→ WHAT IS BEING ASKED
Omit all images, then repeat exactly the lines below from the one containing "Generate a component" through the one containing "<Input tall />", both ends included.

→ RECORDS PROVIDED
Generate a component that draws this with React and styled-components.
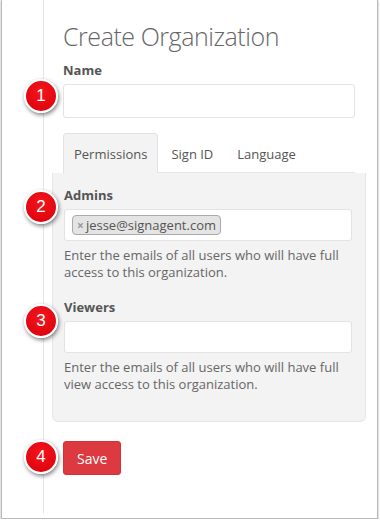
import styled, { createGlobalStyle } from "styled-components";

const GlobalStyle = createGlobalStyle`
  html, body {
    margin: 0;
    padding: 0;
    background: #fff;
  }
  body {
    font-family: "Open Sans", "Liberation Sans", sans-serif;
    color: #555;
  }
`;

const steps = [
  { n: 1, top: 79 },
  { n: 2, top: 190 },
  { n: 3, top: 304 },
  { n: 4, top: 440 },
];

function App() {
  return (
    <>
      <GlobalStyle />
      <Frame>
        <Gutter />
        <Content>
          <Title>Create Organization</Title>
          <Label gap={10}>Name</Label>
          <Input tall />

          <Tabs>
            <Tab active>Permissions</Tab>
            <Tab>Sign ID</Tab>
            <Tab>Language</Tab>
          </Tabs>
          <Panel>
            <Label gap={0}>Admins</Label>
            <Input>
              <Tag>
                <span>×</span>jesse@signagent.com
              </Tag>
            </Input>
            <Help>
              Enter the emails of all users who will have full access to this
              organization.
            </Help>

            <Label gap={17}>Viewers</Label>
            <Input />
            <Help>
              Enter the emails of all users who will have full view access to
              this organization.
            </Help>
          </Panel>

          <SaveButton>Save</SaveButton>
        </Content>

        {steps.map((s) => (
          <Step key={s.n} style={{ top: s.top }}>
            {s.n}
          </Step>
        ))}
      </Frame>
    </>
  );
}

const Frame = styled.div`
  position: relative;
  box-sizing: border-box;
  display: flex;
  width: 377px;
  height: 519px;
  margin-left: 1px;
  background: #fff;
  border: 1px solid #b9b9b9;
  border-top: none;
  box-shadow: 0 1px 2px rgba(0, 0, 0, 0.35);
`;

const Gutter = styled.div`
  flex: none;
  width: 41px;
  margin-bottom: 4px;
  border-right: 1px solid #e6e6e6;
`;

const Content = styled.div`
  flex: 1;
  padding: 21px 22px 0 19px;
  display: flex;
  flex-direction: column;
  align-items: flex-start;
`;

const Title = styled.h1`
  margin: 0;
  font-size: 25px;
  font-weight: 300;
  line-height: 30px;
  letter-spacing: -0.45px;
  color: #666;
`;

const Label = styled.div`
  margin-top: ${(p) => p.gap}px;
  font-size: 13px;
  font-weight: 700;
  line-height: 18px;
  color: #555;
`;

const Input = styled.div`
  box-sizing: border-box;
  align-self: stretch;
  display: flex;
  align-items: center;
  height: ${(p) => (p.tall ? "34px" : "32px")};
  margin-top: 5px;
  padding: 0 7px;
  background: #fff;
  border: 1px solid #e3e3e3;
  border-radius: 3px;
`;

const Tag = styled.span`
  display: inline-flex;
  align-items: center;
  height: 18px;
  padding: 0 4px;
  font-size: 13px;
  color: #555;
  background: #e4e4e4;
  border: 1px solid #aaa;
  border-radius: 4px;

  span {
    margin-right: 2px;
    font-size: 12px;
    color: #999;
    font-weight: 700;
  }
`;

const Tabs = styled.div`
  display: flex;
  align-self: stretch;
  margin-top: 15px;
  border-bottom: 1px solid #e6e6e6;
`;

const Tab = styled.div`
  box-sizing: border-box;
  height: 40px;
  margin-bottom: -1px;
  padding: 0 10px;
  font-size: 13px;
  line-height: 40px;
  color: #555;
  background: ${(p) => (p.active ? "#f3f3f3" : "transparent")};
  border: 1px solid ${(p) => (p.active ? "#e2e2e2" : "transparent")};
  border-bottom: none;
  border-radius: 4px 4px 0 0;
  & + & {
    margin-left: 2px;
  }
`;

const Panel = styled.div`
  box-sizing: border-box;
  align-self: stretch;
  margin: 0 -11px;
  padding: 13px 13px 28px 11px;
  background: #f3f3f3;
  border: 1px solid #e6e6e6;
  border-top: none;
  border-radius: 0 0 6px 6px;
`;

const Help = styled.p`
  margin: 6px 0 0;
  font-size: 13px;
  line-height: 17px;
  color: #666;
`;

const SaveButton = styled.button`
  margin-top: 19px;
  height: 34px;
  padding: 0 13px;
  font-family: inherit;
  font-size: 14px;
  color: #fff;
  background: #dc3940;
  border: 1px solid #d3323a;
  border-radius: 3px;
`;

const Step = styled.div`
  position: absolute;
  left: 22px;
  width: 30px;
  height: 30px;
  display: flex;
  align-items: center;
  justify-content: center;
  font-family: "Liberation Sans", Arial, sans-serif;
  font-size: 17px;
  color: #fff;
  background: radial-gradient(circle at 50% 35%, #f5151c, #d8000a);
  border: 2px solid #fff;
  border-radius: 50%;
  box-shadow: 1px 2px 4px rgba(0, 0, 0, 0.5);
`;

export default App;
==
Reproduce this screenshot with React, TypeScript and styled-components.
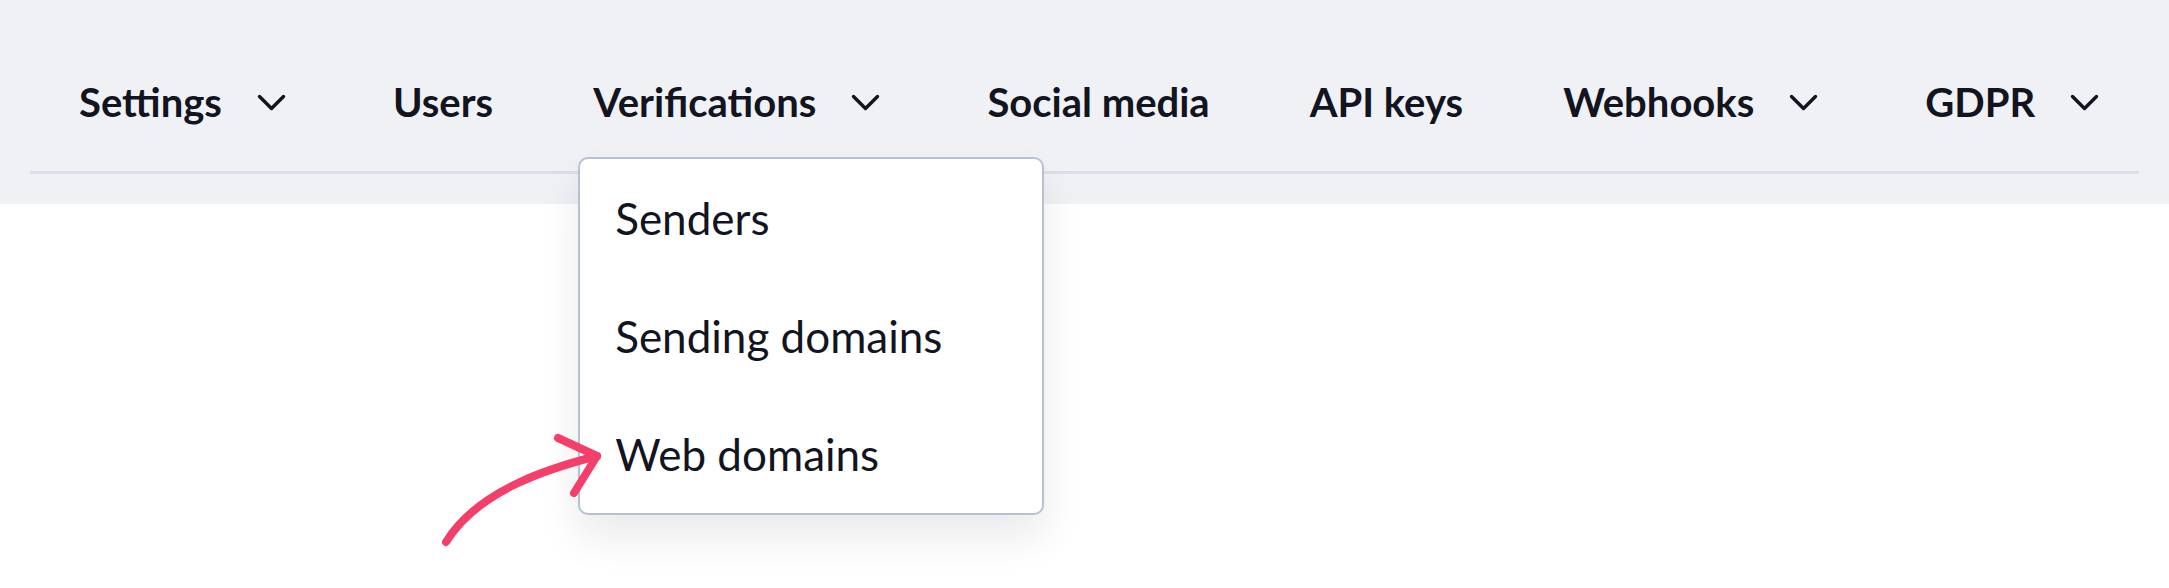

→ EXPECTED OUTPUT
Generate a component that draws this with React and styled-components.
import styled, { createGlobalStyle } from "styled-components";

const GlobalStyle = createGlobalStyle`
  html, body {
    margin: 0;
    padding: 0;
    background: #fff;
  }
  body {
    font-family: "Open Sans", "Liberation Sans", sans-serif;
    color: #555;
  }
`;

const steps = [
  { n: 1, top: 79 },
  { n: 2, top: 190 },
  { n: 3, top: 304 },
  { n: 4, top: 440 },
];

function App() {
  return (
    <>
      <GlobalStyle />
      <Frame>
        <Gutter />
        <Content>
          <Title>Create Organization</Title>
          <Label gap={10}>Name</Label>
          <Input tall />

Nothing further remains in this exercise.